=== Collected data ===
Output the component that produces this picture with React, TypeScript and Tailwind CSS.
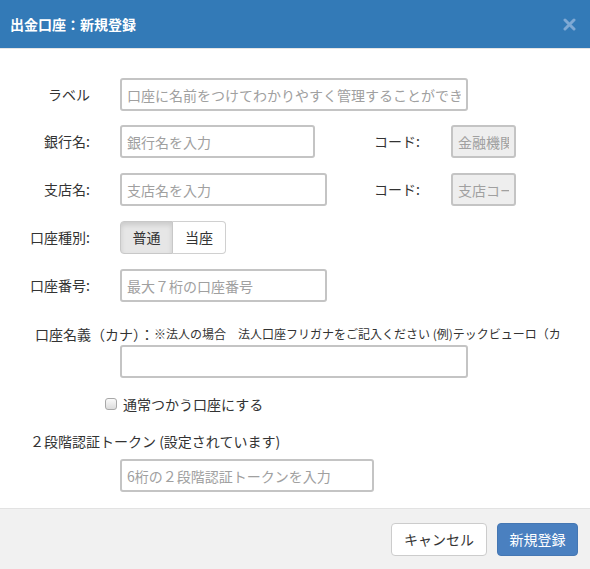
import React from 'react'

const font = { fontFamily: '"Noto Sans CJK JP", "Noto Sans", sans-serif' }

const inputCls =
  'h-[33px] border-2 border-[#c4c4c4] rounded-[3px] px-[5px] text-[14px] text-[#333] placeholder:text-[#a0a0a0] outline-none'

const Label = ({ children }: { children: React.ReactNode }) => (
  <div className="w-[90px] shrink-0 text-right text-[14px] text-[#333]">{children}</div>
)

const App = () => {
  return (
    <div className="w-[590px] h-[569px] bg-white flex flex-col overflow-hidden" style={font}>
      {/* header */}
      <div className="h-[48px] bg-[#337ab7] border-b border-[#e5e5e5] flex items-center justify-between pl-[10px] pr-[14px] shrink-0 box-content">
        <h1 className="text-white font-bold text-[14px]">出金口座：新規登録</h1>
        <svg width="13" height="13" viewBox="0 0 13 13">
          <path d="M2 2 L11 11 M11 2 L2 11" stroke="#7fa9d4" strokeWidth="3" strokeLinecap="round" />
        </svg>
      </div>

      {/* body */}
      <div className="flex-1 pt-[29px]">
        <div className="flex items-center h-[33px]">
          <Label>ラベル</Label>
          <input className={`${inputCls} ml-[30px] w-[348px] bg-white`} placeholder="口座に名前をつけてわかりやすく管理することができます" />
        </div>

        <div className="flex items-center h-[33px] mt-[14px]">
          <Label>銀行名:</Label>
          <input className={`${inputCls} ml-[30px] w-[195px] bg-white`} placeholder="銀行名を入力" />
          <span className="ml-[59px] w-[77px] text-[14px] text-[#333]">コード:</span>
          <input disabled className={`${inputCls} w-[65px] bg-[#eeeeee] px-[4px]`} placeholder="金融機関コード" />
        </div>

        <div className="flex items-center h-[33px] mt-[15px]">
          <Label>支店名:</Label>
          <input className={`${inputCls} ml-[30px] w-[207px] bg-white`} placeholder="支店名を入力" />
          <span className="ml-[47px] w-[77px] text-[14px] text-[#333]">コード:</span>
          <input disabled className={`${inputCls} w-[65px] bg-[#eeeeee] px-[4px]`} placeholder="支店コード" />
        </div>

        <div className="flex items-center h-[33px] mt-[15px]">
          <Label>口座種別:</Label>
          <div className="ml-[30px] flex h-[33px] text-[14px] text-[#333]">
            <button className="w-[53px] border border-[#c8c8c8] rounded-l-[4px] bg-[#e6e6e6] shadow-[inset_0_3px_5px_rgba(0,0,0,0.12)]">普通</button>
            <button className="w-[53px] border border-l-0 border-[#d0d0d0] rounded-r-[4px] bg-white">当座</button>
          </div>
        </div>

        <div className="flex items-center h-[33px] mt-[15px]">
          <Label>口座番号:</Label>
          <input className={`${inputCls} ml-[30px] w-[207px] bg-white`} placeholder="最大７桁の口座番号" />
        </div>

        <div className="mt-[22px] pl-[35px] h-[20px] whitespace-nowrap flex items-center">
          <span className="text-[14px] text-[#333]">口座名義（カナ）：</span>
          <span className="text-[12px] text-[#333]">※法人の場合　法人口座フリガナをご記入ください (例)テックビューロ（カ</span>
        </div>
        <div className="mt-[1px] pl-[120px]">
          <input className={`${inputCls} w-[348px] bg-white`} />
        </div>

        <div className="mt-[16px] pl-[105px] h-[20px] flex items-center">
          <span className="w-[12px] h-[12px] border border-[#a8a8a8] rounded-[3px] bg-gradient-to-b from-[#fafafa] to-[#dcdcdc]" />
          <span className="ml-[6px] text-[14px] text-[#333]">通常つかう口座にする</span>
        </div>

        <div className="mt-[17px] pl-[30px] h-[20px] flex items-center text-[14px] text-[#333]">
          ２段階認証トークン (設定されています)
        </div>
        <div className="mt-[8px] pl-[120px]">
          <input className={`${inputCls} w-[254px] bg-white`} placeholder="6桁の２段階認証トークンを入力" />
        </div>
      </div>

      {/* footer */}
      <div className="h-[61px] shrink-0 bg-[#f1f1f1] border-t border-[#e2e2e2] flex items-center justify-end gap-[10px] pr-[12px]">
        <button className="w-[96px] h-[33px] bg-white border border-[#cccccc] rounded-[4px] text-[14px] text-[#333]">キャンセル</button>
        <button className="w-[81px] h-[33px] bg-[#4a80c0] border border-[#4577b3] rounded-[4px] text-[14px] text-white">新規登録</button>
      </div>
    </div>
  )
}

export default App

=== What to produce ===
Track down every line holding the string "React" and copy it.

=== Result of the task ===
Output the component that produces this picture with React, TypeScript and Tailwind CSS.
import React from 'react'
const Label = ({ children }: { children: React.ReactNode }) => (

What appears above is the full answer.